While traditional ROM was truly read-only, modern variations offer some degree of programmability. Electrically Erasable Programmable Read-Only Memory (EEPROM) allows for data to be erased and rewritten electrically, albeit much slower than RAM.

EEPROM is commonly used to store firmware updates and configuration settings. This allows manufacturers to issue patches and improvements to the system’s core functionality without requiring a physical replacement of the ROM chip. Flash memory, a type of EEPROM, is used for SSDs and USB drives (detailed in the next section).

Cache Memory: The Speed Booster

Cache memory is a small, ultra-fast type of memory designed to accelerate data access by storing frequently used data closer to the processor. By anticipating which data the processor will need next, cache memory significantly reduces the time it takes to retrieve information.

Hierarchical Memory Design (L1, L2, L3)

Modern processors employ a hierarchical cache design, typically with three levels of cache: L1, L2, and L3.

L1 cache is the smallest and fastest, located directly on the processor core. It holds the most frequently accessed data and instructions.

L2 cache is larger and slightly slower than L1, serving as a secondary buffer for data that is not found in L1.

L3 cache is the largest and slowest of the three, shared by all cores on the processor. It provides a final layer of caching for data that is not present in L1 or L2.

Optimizing Data Access

Cache memory works by leveraging the principle of locality of reference, which states that programs tend to access data and instructions that are located near each other in memory. By storing these frequently accessed items in the cache, the processor can retrieve them much faster than fetching them from main memory.

This dramatically improves system performance, allowing applications to run more smoothly and responsively. In essence, the interplay between RAM, ROM, and cache creates a tiered memory system that balances speed, capacity, and cost to deliver optimal performance.

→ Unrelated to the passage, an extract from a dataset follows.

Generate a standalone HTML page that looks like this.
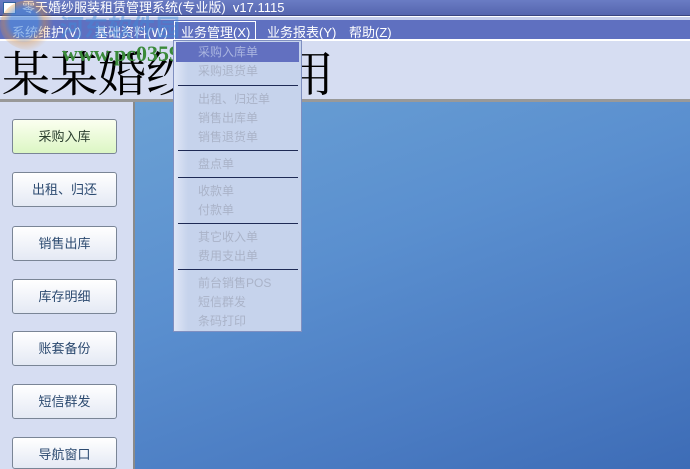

Secondary Storage: SSDs, HDDs, and Portable Options

Having navigated the realm of primary memory, let’s now turn our attention to secondary storage. This is where our data resides when not actively being processed. Think of it as the computer’s long-term memory, offering persistent storage for everything from operating systems to cherished photos and essential applications. Let’s explore the main types of secondary storage. We’ll compare the speed and resilience of SSDs and HDDs, and consider the portable versatility of USB drives.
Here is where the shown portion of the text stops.